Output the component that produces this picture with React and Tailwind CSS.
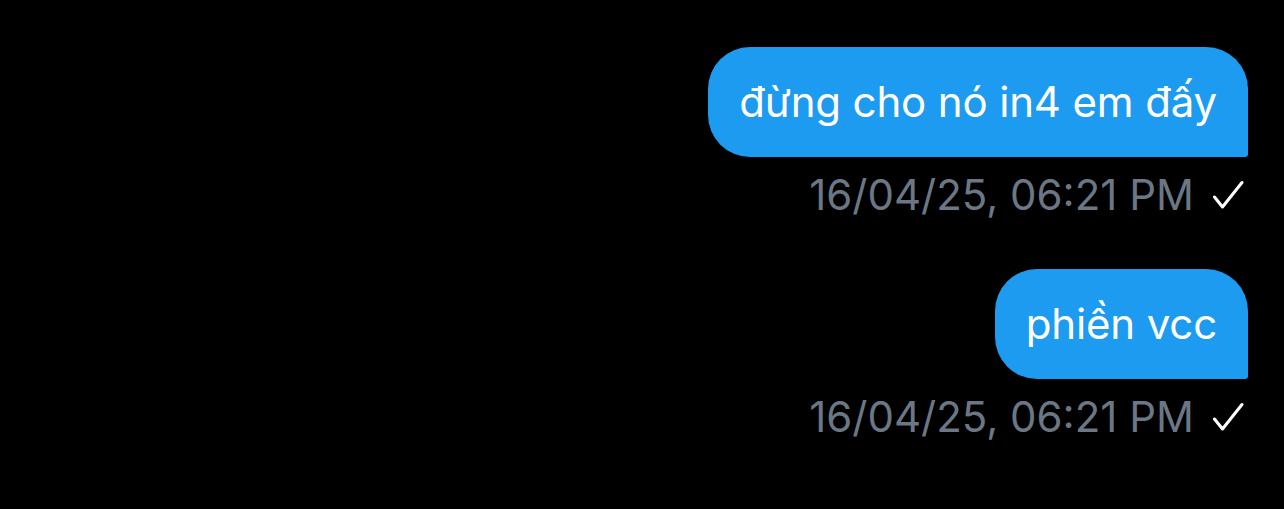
const messages = [
  { id: 1, text: "đừng cho nó in4 em đấy", time: "16/04/25, 06:21 PM" },
  { id: 2, text: "phiền vcc", time: "16/04/25, 06:21 PM" },
];

function Check() {
  return (
    <svg width="32" height="30" viewBox="0 0 32 30" fill="none" className="shrink-0">
      <path d="M2.5 17 L10.5 27 L30 2.5" stroke="#fff" strokeWidth="3" strokeLinecap="round" strokeLinejoin="round" />
    </svg>
  );
}

export default function App() {
  return (
    <div className="min-h-screen w-full bg-black font-['Inter',sans-serif] antialiased">
      <div className="flex flex-col items-end gap-[54px] pt-[47px] pr-[36px]">
        {messages.map((m) => (
          <div key={m.id} className="flex flex-col items-end">
            <div className="h-[110px] flex items-center px-[31px] bg-[#1d9bf0] rounded-[42px] rounded-br-[3px] text-white text-[42px] tracking-[-0.15px] leading-none">
              {m.text}
            </div>
            <div className="flex items-center gap-[18px] mt-[18px] h-[40px] pr-[4px]">
              <span className="text-[42px] leading-none text-[#6b7784]">{m.time}</span>
              <Check />
            </div>
          </div>
        ))}
      </div>
    </div>
  );
}
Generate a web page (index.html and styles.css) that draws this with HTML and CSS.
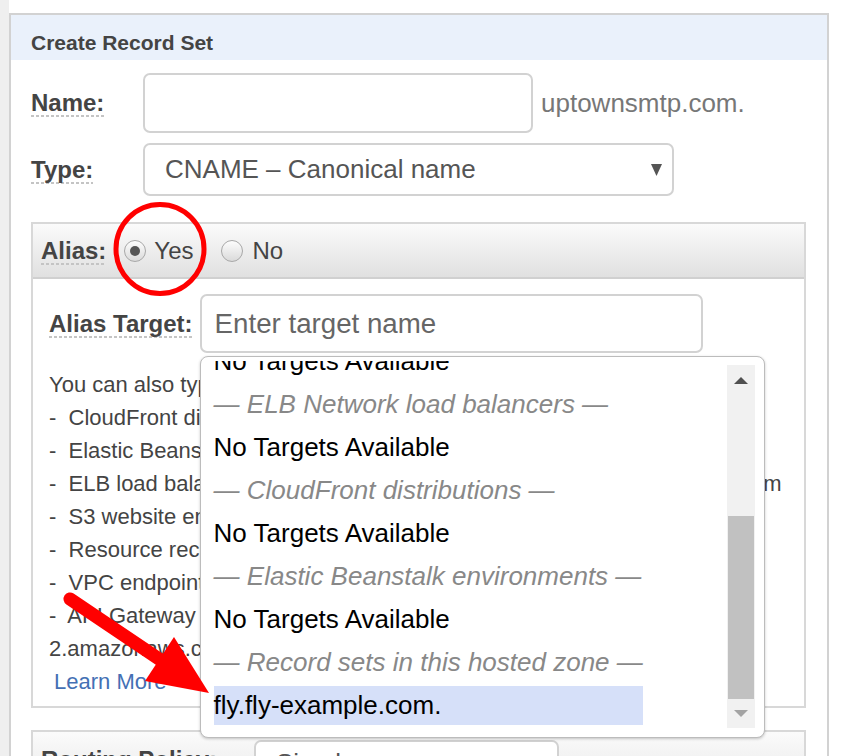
FILE: index.html
```html
<!DOCTYPE html>
<html>
<head>
<meta charset="utf-8">
<link rel="stylesheet" href="styles.css">
</head>
<body>
<div class="page">
  <div class="strip"></div>
  <div class="panel">
    <div class="panel-title">Create Record Set</div>
    <div class="panel-body">
      <div class="row">
        <div class="label-col"><span class="label">Name:</span></div>
        <div class="input name-input"></div>
        <span class="suffix">uptownsmtp.com.</span>
      </div>
      <div class="row row-type">
        <div class="label-col"><span class="label">Type:</span></div>
        <div class="input type-select">
          <span>CNAME – Canonical name</span>
          <svg class="caret" width="11" height="12" viewBox="0 0 11 12"><polygon points="0,0 11,0 5.5,12" fill="#555"/></svg>
        </div>
      </div>
      <div class="box alias-box">
        <div class="box-head">
          <span class="label">Alias:</span>
          <span class="radio checked"></span><span class="radio-text">Yes</span>
          <span class="radio radio-no"></span><span class="radio-text radio-text-no">No</span>
        </div>
        <div class="box-body">
          <div class="target-row">
            <span class="label target-label">Alias Target:</span>
            <div class="target-wrap">
              <div class="input target-input">Enter target name</div>
              <div class="dropdown">
                <div class="opts">
                  <div class="opt-list">
                    <div class="opt">No Targets Available</div>
                    <div class="opt group">— ELB Network load balancers —</div>
                    <div class="opt">No Targets Available</div>
                    <div class="opt group">— CloudFront distributions —</div>
                    <div class="opt">No Targets Available</div>
                    <div class="opt group">— Elastic Beanstalk environments —</div>
                    <div class="opt">No Targets Available</div>
                    <div class="opt group">— Record sets in this hosted zone —</div>
                    <div class="opt sel">fly.fly-example.com.</div>
                  </div>
                </div>
                <div class="sb">
                  <div class="sb-btn"><svg width="14" height="7" viewBox="0 0 14 7"><polygon points="0,7 14,7 7,0" fill="#505050"/></svg></div>
                  <div class="thumb"></div>
                  <div class="sb-btn down"><svg width="14" height="7" viewBox="0 0 14 7"><polygon points="0,0 14,0 7,7" fill="#a3a3a3"/></svg></div>
                </div>
              </div>
            </div>
          </div>
          <div class="help">
            <div>You can also type the domain name for the resource. Examples:</div>
            <div>-&nbsp; CloudFront distribution domain name: d111111abcdef8.cloudfront.net</div>
            <div>-&nbsp; Elastic Beanstalk environment CNAME: example.elasticbeanstalk.com</div>
            <div>-&nbsp; ELB load balancer DNS name: example-1.us-east-2.elb.amazonaws.com</div>
            <div>-&nbsp; S3 website endpoint: s3-website.us-east-2.amazonaws.com</div>
            <div>-&nbsp; Resource record set in this hosted zone: www.example.com</div>
            <div>-&nbsp; VPC endpoint: example.us-east-2.vpce.amazonaws.com</div>
            <div>-&nbsp; API Gateway custom regional API: d-abcde12345.execute-api.us-west-</div>
            <div>2.amazonaws.com</div>
            <div><a class="learn" href="#">Learn More</a></div>
          </div>
        </div>
      </div>
      <div class="box routing-box">
        <div class="box-head routing-head">
          <span class="label routing-label">Routing Policy:</span>
          <div class="input routing-select">Simple</div>
        </div>
      </div>
    </div>
  </div>
</div>
<svg class="annot" width="845" height="756" viewBox="0 0 845 756">
  <ellipse cx="160" cy="249" rx="44" ry="44.5" fill="none" stroke="#ff0000" stroke-width="5"/>
  <line x1="70" y1="599" x2="165" y2="663" stroke="#ff0000" stroke-width="13" stroke-linecap="round"/>
  <polygon points="209,693 174,637 145,681" fill="#ff0000"/>
</svg>
</body>
</html>
```
FILE: styles.css
```css
html, body {
  margin: 0;
  padding: 0;
}
body {
  width: 845px;
  height: 756px;
  overflow: hidden;
  background: #fff;
  font-family: "Liberation Sans", Arial, sans-serif;
  position: relative;
}
.page {
  display: flex;
  align-items: flex-start;
}
.strip {
  width: 9px;
  height: 756px;
  background: #efefef;
  flex: none;
}
.panel {
  width: 820px;
  height: 800px;
  margin-top: 13px;
  border: 2px solid #d2d2d2;
  border-bottom: none;
  box-sizing: border-box;
  flex: none;
}
.panel-title {
  background: #eaf1fb;
  height: 45px;
  box-sizing: border-box;
  padding: 16px 20px 0;
  font-size: 21px;
  font-weight: bold;
  color: #444;
  line-height: 24px;
}
.panel-body {
  padding: 13px 21px 0 20px;
}
.row {
  display: flex;
  align-items: center;
}
.row-type {
  margin-top: 10px;
}
.label-col {
  width: 112px;
  flex: none;
}
.label {
  display: inline-block;
  font-size: 24px;
  font-weight: bold;
  color: #444;
  line-height: 28px;
  background-image: linear-gradient(to right, #c4c4c4 60%, transparent 60%);
  background-size: 5px 2px;
  background-repeat: repeat-x;
  background-position: left bottom;
}
.input {
  box-sizing: border-box;
  border: 2px solid #d2d2d2;
  border-radius: 7px;
  background: #fff;
  flex: none;
}
.name-input {
  width: 390px;
  height: 60px;
}
.suffix {
  margin-left: 8px;
  font-size: 26px;
  color: #777;
}
.type-select {
  width: 531px;
  height: 53px;
  display: flex;
  align-items: center;
  justify-content: space-between;
  padding: 0 10px 0 20px;
  font-size: 26px;
  color: #555;
}
.box {
  margin-top: 26px;
  border: 2px solid #d8d8d8;
}
.box-head {
  height: 53px;
  display: flex;
  align-items: center;
  padding-left: 8px;
  background: linear-gradient(#fbfbfb, #e0e0e0);
  border-bottom: 2px solid #d0d0d0;
}
.radio {
  width: 22px;
  height: 22px;
  box-sizing: border-box;
  border-radius: 50%;
  border: 1px solid #a8a8a8;
  background: linear-gradient(#fdfdfd, #dadada);
  margin-left: 18px;
  display: flex;
  align-items: center;
  justify-content: center;
  flex: none;
}
.radio.checked::after {
  content: "";
  width: 10px;
  height: 10px;
  border-radius: 50%;
  background: #555;
}
.radio-no {
  margin-left: 27px;
}
.radio-text {
  font-size: 24px;
  color: #444;
  margin-left: 8px;
}
.radio-text-no {
  margin-left: 10px;
}
.box-body {
  padding: 15px 16px 8px;
}
.target-row {
  display: flex;
  align-items: center;
}
.target-label {
  margin-right: 7px;
}
.target-wrap {
  position: relative;
}
.target-input {
  width: 503px;
  height: 59px;
  padding-left: 13px;
  display: flex;
  align-items: center;
  font-size: 27.7px;
  color: #666;
}
.help {
  margin-top: 15px;
  font-size: 22px;
  line-height: 33px;
  color: #444;
  white-space: nowrap;
}
.learn {
  color: #4470b4;
  text-decoration: none;
  margin-left: 5px;
}
.dropdown {
  position: absolute;
  top: 62px;
  left: 0;
  width: 565px;
  height: 382px;
  box-sizing: border-box;
  border: 1px solid #bcbcbc;
  border-radius: 8px;
  background: #fff;
  box-shadow: 0 1px 3px rgba(0, 0, 0, 0.22);
  display: flex;
  overflow: hidden;
  z-index: 2;
}
.opts {
  flex: 1;
  overflow: hidden;
  margin-top: 4px;
  padding-left: 13px;
}
.opt-list {
  width: max-content;
  margin-top: -19px;
}
.opt {
  height: 39px;
  line-height: 39px;
  margin-bottom: 4px;
  font-size: 26px;
  color: #000;
}
.opt.group {
  font-style: italic;
  color: #888;
}
.opt.sel {
  background: #d6e0f9;
}
.sb {
  width: 28px;
  flex: none;
  margin: 8px 9px 9px 0;
  background: #f1f1f1;
  display: flex;
  flex-direction: column;
  align-items: center;
}
.sb-btn {
  height: 30px;
  width: 28px;
  display: flex;
  align-items: center;
  justify-content: center;
  flex: none;
}
.sb-btn svg {
  display: block;
}
.sb-btn.down {
  margin-top: auto;
  height: 29px;
}
.thumb {
  width: 26px;
  height: 183px;
  background: #c1c1c1;
  margin-top: 121px;
  flex: none;
}
.routing-box {
  margin-top: 22px;
}
.routing-head {
  height: 80px;
  align-items: flex-start;
  padding-top: 8px;
  box-sizing: border-box;
}
.routing-label {
  margin-top: 6px;
}
.routing-select {
  width: 305px;
  height: 53px;
  margin-left: 37px;
  padding: 6px 0 0 20px;
  font-size: 26px;
  color: #555;
}
.annot {
  position: absolute;
  left: 0;
  top: 0;
  pointer-events: none;
  z-index: 5;
}
```
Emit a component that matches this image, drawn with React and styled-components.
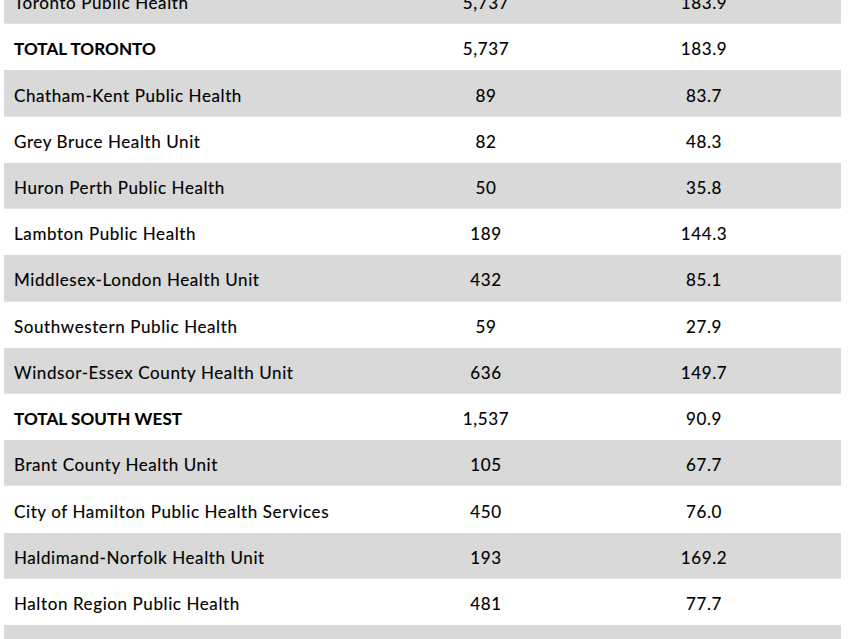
import React from 'react';
import styled, { createGlobalStyle } from 'styled-components';

const Global = createGlobalStyle`
  html, body {
    margin: 0;
    padding: 0;
    background: #ffffff;
    overflow: hidden;
  }
  body {
    font-family: 'Lato', 'Open Sans', 'Liberation Sans', sans-serif;
    color: #000;
  }
`;

const Page = styled.div`
  width: 859px;
  height: 639px;
  overflow: hidden;
  padding: 0 18px 0 4px;
  box-sizing: border-box;
`;

const Table = styled.div`
  margin-top: -22px;
  display: flex;
  flex-direction: column;
`;

const Row = styled.div`
  display: grid;
  grid-template-columns: 401px 162px 1fr;
  align-items: center;
  height: 46.23px;
  padding-top: 3px;
  box-sizing: border-box;
  background: ${({ shaded }) => (shaded ? '#d9d9d9' : '#ffffff')};
  box-shadow: inset 0 -1px 0 ${({ shaded }) => (shaded ? '#e4e4e4' : '#ffffff')};
  font-size: 17px;
  letter-spacing: 0.6px;
  -webkit-text-stroke: 0.15px #000;
`;

const Name = styled.div`
  padding-left: 10px;
  white-space: nowrap;
  font-weight: ${({ total }) => (total ? 700 : 400)};
  letter-spacing: ${({ total }) => (total ? '0.1px' : '0.6px')};
`;

const Num = styled.div`
  text-align: center;
`;

const rows = [
  ['Toronto Public Health', '5,737', '183.9'],
  ['TOTAL TORONTO', '5,737', '183.9', true],
  ['Chatham-Kent Public Health', '89', '83.7'],
  ['Grey Bruce Health Unit', '82', '48.3'],
  ['Huron Perth Public Health', '50', '35.8'],
  ['Lambton Public Health', '189', '144.3'],
  ['Middlesex-London Health Unit', '432', '85.1'],
  ['Southwestern Public Health', '59', '27.9'],
  ['Windsor-Essex County Health Unit', '636', '149.7'],
  ['TOTAL SOUTH WEST', '1,537', '90.9', true],
  ['Brant County Health Unit', '105', '67.7'],
  ['City of Hamilton Public Health Services', '450', '76.0'],
  ['Haldimand-Norfolk Health Unit', '193', '169.2'],
  ['Halton Region Public Health', '481', '77.7'],
  ['', '', ''],
];

const App = () => (
  <>
    <Global />
    <Page>
      <Table>
        {rows.map(([name, cases, rate, total], i) => (
          <Row key={i} shaded={i % 2 === 0}>
            <Name total={total}>{name}</Name>
            <Num>{cases}</Num>
            <Num>{rate}</Num>
          </Row>
        ))}
      </Table>
    </Page>
  </>
);

export default App;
* * * * *
WHAT THE TASK ASKS —
Look through the material and say how many lines hold "React". Give the number only.

RESPONSE FOR THIS EXERCISE —
3